Currently, no official studies are ongoing to develop drugs targeting the transcription factor MEOX 1. Due to significant structural disorder and lack of defined binding pockets for small molecules, transcription factors have been considered undruggable in the last decades, leaving MEOX1-targeting a challenge. Recently, novel strategies for targeting transcription factors have emerged. The modulation of auto-inhibition, proteolysis targeting chimaeras, the use of cysteine reactive inhibitors, and targeting intrinsically disordered regions of transcription factors have all shown promise.⁵ These innovations in drug development highlight the value of cell-type-specific target discovery by novel single-cell genomic approaches and provide a basis for developing a targeted MEOX1 therapy.

Data generated on the single-cell level has a high potential for identifying cell-specific therapeutic targets, essential in reducing side effects. Alexanian’s et al. single-cell data suggest a myofibroblast-specific expression of MEOX1 in cardiac tissue, while data from the Tabula Sapiens consortium also indicates expression of MEOX1 in endothelial cells from various healthy human tissues (Fig. 1b).⁶ However, the activity of MEOX1 as a transcription factor might not directly be regulated by its messenger RNA expression and thus the ATAC-seq based footprinting analysis might more precisely measure its activity in specific cell types. Cell culture-based research in regard to MEOX1 function indicates senescence induction in endothelial cells. MEOX1 inhibition could thus reduce capillary rarefaction and be of benefit in cardiovascular disease.⁴ Redundant functions of MEOX1 and MEOX2 in endothelial cells might limit side effects.⁴ Transcription factors usually have broad effects on different cell functions. Besides being anti-fibrotic, inhibiting MEOX1 might also influence other cell functions. More studies are needed to further investigate the role of MEOX1 in endothelial cells and myofibroblasts to estimate potential side effects.
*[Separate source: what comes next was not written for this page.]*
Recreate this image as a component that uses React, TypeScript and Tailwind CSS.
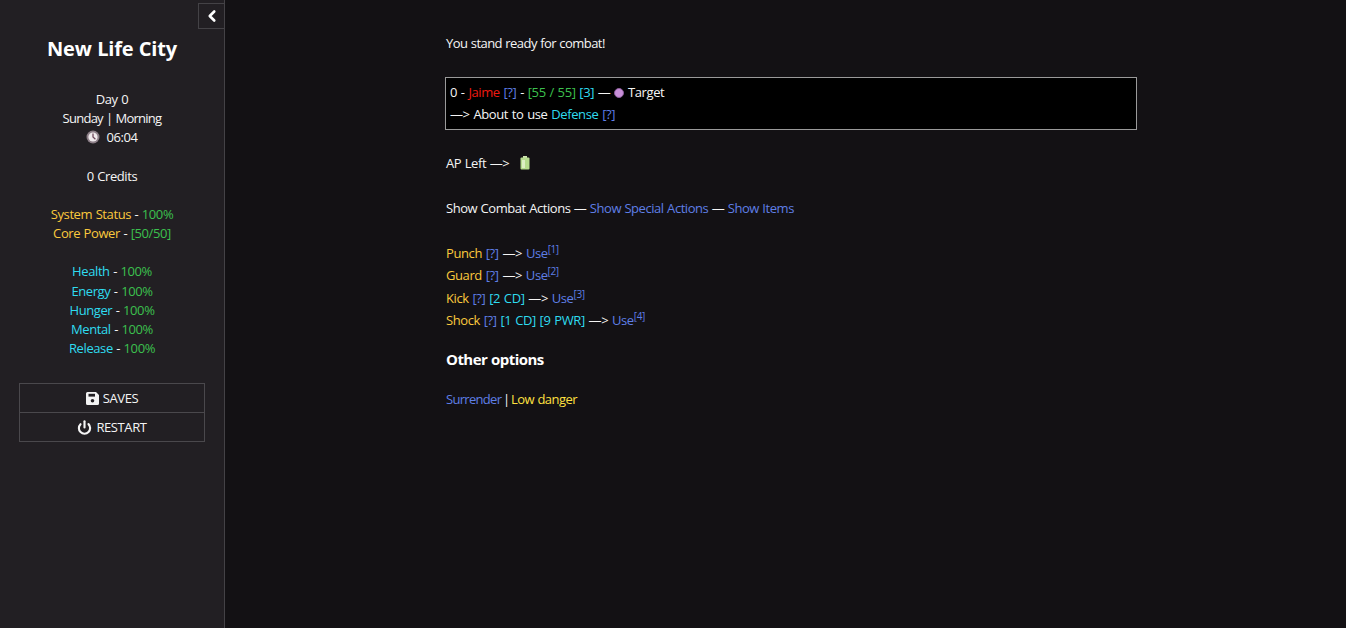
import { Power, ChevronLeft } from 'lucide-react'

const LINK = 'text-[#5f7fe6]'
const GOLD = 'text-[#fbc93d]'
const CYAN = 'text-[#2fdcf0]'
const GREEN = 'text-[#3cc04e]'

const Q = () => <span className={LINK}>[?]</span>

function ClockIcon() {
  return (
    <svg width="14" height="14" viewBox="0 0 14 14" className="inline-block align-[-2px] mr-[6px]">
      <circle cx="7" cy="7" r="6.5" fill="#8d7f88" />
      <circle cx="7" cy="7" r="4.6" fill="#efe9ec" />
      <path d="M7 3.6V7l2.4 2.2" stroke="#6e4a5c" strokeWidth="1.3" fill="none" />
    </svg>
  )
}

function BatteryIcon() {
  return (
    <svg width="10" height="14" viewBox="0 0 10 14" className="inline-block align-[-2px] ml-[4px]">
      <rect x="3" y="0" width="4" height="2" fill="#cfe3b0" />
      <rect x="0.5" y="1.5" width="9" height="12" rx="1" fill="#b6dc8e" />
      <rect x="2" y="4" width="3" height="8" fill="#dcefc4" />
    </svg>
  )
}

function SaveIcon() {
  return (
    <svg width="13" height="13" viewBox="0 0 13 13">
      <path d="M1.5 0H10l3 3v8.5a1.5 1.5 0 0 1-1.5 1.5h-10A1.5 1.5 0 0 1 0 11.500v-10A1.500 1.500 0 0 1 1.500 0z" fill="#f3f3f3" />
      <rect x="2.500" y="1.800" width="6.500" height="2.800" fill="#221f23" />
      <circle cx="6.500" cy="8.700" r="1.800" fill="#221f23" />
    </svg>
  )
}

function Stat({ label, value, color, h }: { label: string; value: string; color: string; h?: string }) {
  return (
    <p className={h}>
      <span className={color}>{label}</span> - <span className={GREEN}>{value}</span>
    </p>
  )
}

function Move({ name, tags, n, h }: { name: string; tags?: string[]; n: number; h: string }) {
  return (
    <p className={`${h} [word-spacing:0.8px]`}>
      <span className={GOLD}>{name}</span> <Q />{' '}
      {tags?.map((t) => (
        <span key={t} className={CYAN}>
          {t}{' '}
        </span>
      ))}
      —&gt; <span className={LINK}>Use</span>
      <sup className={`${LINK} text-[10px] leading-none -top-[5px]`}>[{n}]</sup>
    </p>
  )
}

export default function App() {
  return (
    <div className="flex h-[628px] overflow-hidden bg-[#131114] text-[#f5f5f5] text-[13px] leading-[19px] font-['Open_Sans','Noto_Sans',sans-serif] tracking-[-0.4px] [word-spacing:0.5px]">
      <aside className="relative w-[225px] shrink-0 bg-[#221f23] border-r border-[#444246] text-center">
        <button className="absolute right-0 top-[3px] w-[26px] h-[26px] flex items-center justify-center border border-[#444246] border-r-0">
          <ChevronLeft size={18} strokeWidth={3.5} className="text-white" />
        </button>
        <h1 className="mt-[35px] text-[20px] leading-[28px] font-bold text-white tracking-[-0.2px]">New Life City</h1>
        <div className="mt-[27px]">
          <p>Day 0</p>
          <p className="tracking-[-0.75px]">Sunday | Morning</p>
          <p>
            <ClockIcon />
            06:04
          </p>
        </div>
        <p className="mt-[20px]">0 Credits</p>
        <div className="mt-[19px]">
          <Stat label="System Status" value="100%" color={GOLD} />
          <p>
            <span className={GOLD}>Core Power</span> - <span className={GREEN}>[50/50]</span>
          </p>
        </div>
        <div className="mt-[19px]">
          <Stat label="Health" value="100%" color={CYAN} h="h-[20px]" />
          <Stat label="Energy" value="100%" color={CYAN} />
          <Stat label="Hunger" value="100%" color={CYAN} />
          <Stat label="Mental" value="100%" color={CYAN} />
          <Stat label="Release" value="100%" color={CYAN} />
        </div>
        <div className="mt-[25px] mx-[19px] border border-[#4a484c]">
          <div className="h-[29px] pt-px flex items-center justify-center gap-[4px] border-b border-[#4a484c]">
            <SaveIcon />
            SAVES
          </div>
          <div className="h-[28px] pt-px flex items-center justify-center gap-[4px]">
            <Power size={15} strokeWidth={3.4} />
            RESTART
          </div>
        </div>
      </aside>
      <main className="flex-1 pl-[221px] pt-[34px]">
        <p className="tracking-[-0.55px]">You stand ready for combat!</p>
        <div className="mt-[24px] -ml-px w-[692px] h-[53px] border border-[#9a9a9a] bg-black px-[4px] pt-[5px]">
          <p className="h-[22px] [word-spacing:0.8px]">
            0 - <span className="text-[#ee1a10]">Jaime</span> <Q /> - <span className={GREEN}>[55 / 55]</span>{' '}
            <span className={CYAN}>[3]</span> —{' '}
            <span className="inline-block w-[10px] h-[10px] rounded-full bg-[#c98fd8] border border-[#8a5c9a] align-[-1px]" />{' '}
            Target
          </p>
          <p className="[word-spacing:0.8px]">
            —&gt; About to use <span className={CYAN}>Defense</span> <Q />
          </p>
        </div>
        <p className="mt-[24px]">
          AP Left —&gt; &nbsp;
          <BatteryIcon />
        </p>
        <p className="mt-[26px] tracking-[-0.45px]">
          Show Combat Actions — <span className={LINK}>Show Special Actions</span> —{' '}
          <span className={LINK}>Show Items</span>
        </p>
        <div className="mt-[26px]">
          <Move name="Punch" n={1} h="h-[22px]" />
          <Move name="Guard" n={2} h="h-[23px]" />
          <Move name="Kick" n={3} tags={['[2 CD]']} h="h-[22px]" />
          <Move name="Shock" n={4} tags={['[1 CD]', '[9 PWR]']} h="h-[22px]" />
        </div>
        <h2 className="mt-[15px] text-[15px] leading-[22px] font-bold text-white tracking-[-0.55px]">Other options</h2>
        <p className="mt-[20px] tracking-[-0.7px] [word-spacing:-1px]">
          <span className={LINK}>Surrender</span> |{' '}
          <span className="text-[#ffe040] tracking-[-0.55px] [word-spacing:0.5px]">Low danger</span>
        </p>
      </main>
    </div>
  )
}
In summary, Alexanian et al. has demonstrated that the single-cell-based investigation of cell states in diseased tissue, combined with the controlled perturbation of transcription signaling, is a powerful tool to identify novel cell-specific targets for targeted therapy in fibrotic disease. Their study uncovered the MEOX1-dependent transcriptional switch from fibroblast to pro-fibrotic myofibroblast in heart failure and cardiac fibrosis. The upregulation of MEOX1 in myofibroblasts of different organs indicates the potential of MEOX1 inhibition in regard to fibrotic disease. Even though the development of drugs targeting transcription factors is challenging, the recent development of new strategies could be useful in targeting MEOX1.